▶ _Challenge_: Would you repeat the listing exactly but omit every picture?

▶ _Source material_:
▽

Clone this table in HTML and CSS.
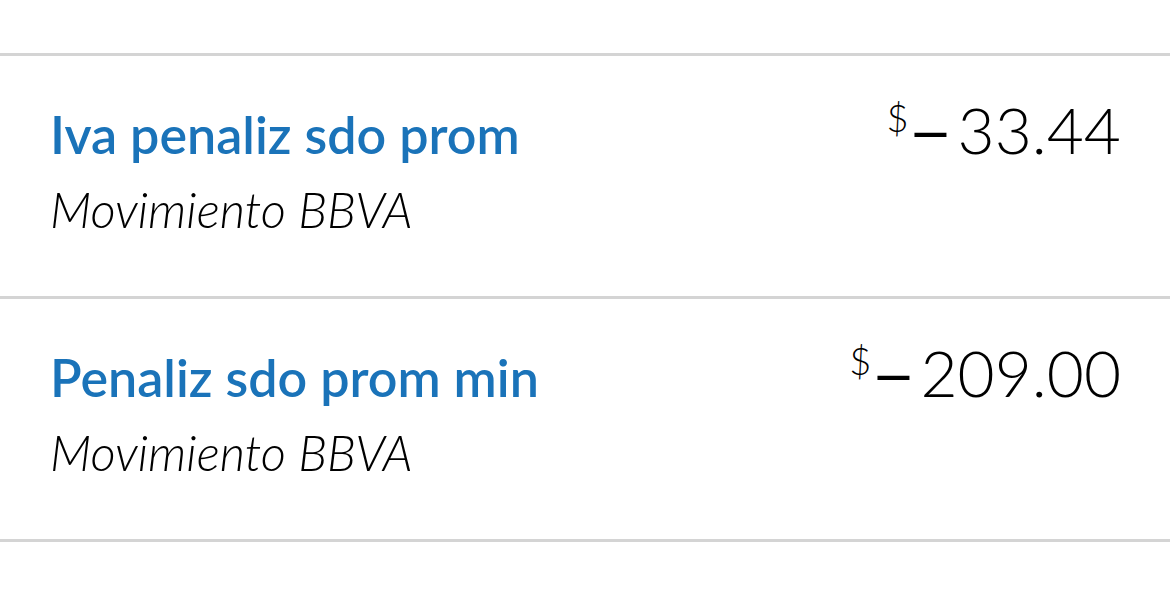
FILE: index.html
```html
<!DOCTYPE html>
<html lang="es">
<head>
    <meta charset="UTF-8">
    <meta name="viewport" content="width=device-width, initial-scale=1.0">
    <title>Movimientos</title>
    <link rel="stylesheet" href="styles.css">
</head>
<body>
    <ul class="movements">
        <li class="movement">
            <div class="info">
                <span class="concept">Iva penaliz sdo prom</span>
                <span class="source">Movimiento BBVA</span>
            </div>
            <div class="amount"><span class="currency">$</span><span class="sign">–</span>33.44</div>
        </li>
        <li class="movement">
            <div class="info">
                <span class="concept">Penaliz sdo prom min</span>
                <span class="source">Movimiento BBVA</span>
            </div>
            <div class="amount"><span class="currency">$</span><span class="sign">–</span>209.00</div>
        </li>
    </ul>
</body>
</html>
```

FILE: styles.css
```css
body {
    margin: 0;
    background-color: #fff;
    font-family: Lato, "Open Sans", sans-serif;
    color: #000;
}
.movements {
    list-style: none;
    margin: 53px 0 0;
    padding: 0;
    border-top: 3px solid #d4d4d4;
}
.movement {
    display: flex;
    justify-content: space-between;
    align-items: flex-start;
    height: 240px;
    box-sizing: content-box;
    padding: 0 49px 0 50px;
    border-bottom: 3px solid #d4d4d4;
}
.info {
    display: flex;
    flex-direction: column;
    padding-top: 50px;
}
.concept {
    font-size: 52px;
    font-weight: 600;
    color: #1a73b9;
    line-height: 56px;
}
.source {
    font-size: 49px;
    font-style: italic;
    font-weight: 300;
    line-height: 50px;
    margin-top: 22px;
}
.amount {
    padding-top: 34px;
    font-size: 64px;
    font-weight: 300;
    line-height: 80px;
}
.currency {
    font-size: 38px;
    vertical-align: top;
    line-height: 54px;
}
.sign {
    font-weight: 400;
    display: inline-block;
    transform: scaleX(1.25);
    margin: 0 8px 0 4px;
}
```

△

▶ _Solution to the exercise_:
Clone this table in HTML and CSS.
FILE: index.html
```html
<!DOCTYPE html>
<html lang="es">
<head>
    <meta charset="UTF-8">
    <meta name="viewport" content="width=device-width, initial-scale=1.0">
    <title>Movimientos</title>
    <link rel="stylesheet" href="styles.css">
</head>
<body>
    <ul class="movements">
        <li class="movement">
            <div class="info">
                <span class="concept">Iva penaliz sdo prom</span>
                <span class="source">Movimiento BBVA</span>
            </div>
            <div class="amount"><span class="currency">$</span><span class="sign">–</span>33.44</div>
        </li>
        <li class="movement">
            <div class="info">
                <span class="concept">Penaliz sdo prom min</span>
                <span class="source">Movimiento BBVA</span>
            </div>
            <div class="amount"><span class="currency">$</span><span class="sign">–</span>209.00</div>
        </li>
    </ul>
</body>
</html>
```

FILE: styles.css
```css
body {
    margin: 0;
    background-color: #fff;
    font-family: Lato, "Open Sans", sans-serif;
    color: #000;
}
.movements {
    list-style: none;
    margin: 53px 0 0;
    padding: 0;
    border-top: 3px solid #d4d4d4;
}
.movement {
    display: flex;
    justify-content: space-between;
    align-items: flex-start;
    height: 240px;
    box-sizing: content-box;
    padding: 0 49px 0 50px;
    border-bottom: 3px solid #d4d4d4;
}
.info {
    display: flex;
    flex-direction: column;
    padding-top: 50px;
}
.concept {
    font-size: 52px;
    font-weight: 600;
    color: #1a73b9;
    line-height: 56px;
}
.source {
    font-size: 49px;
    font-style: italic;
    font-weight: 300;
    line-height: 50px;
    margin-top: 22px;
}
.amount {
    padding-top: 34px;
    font-size: 64px;
    font-weight: 300;
    line-height: 80px;
}
.currency {
    font-size: 38px;
    vertical-align: top;
    line-height: 54px;
}
.sign {
    font-weight: 400;
    display: inline-block;
    transform: scaleX(1.25);
    margin: 0 8px 0 4px;
}
```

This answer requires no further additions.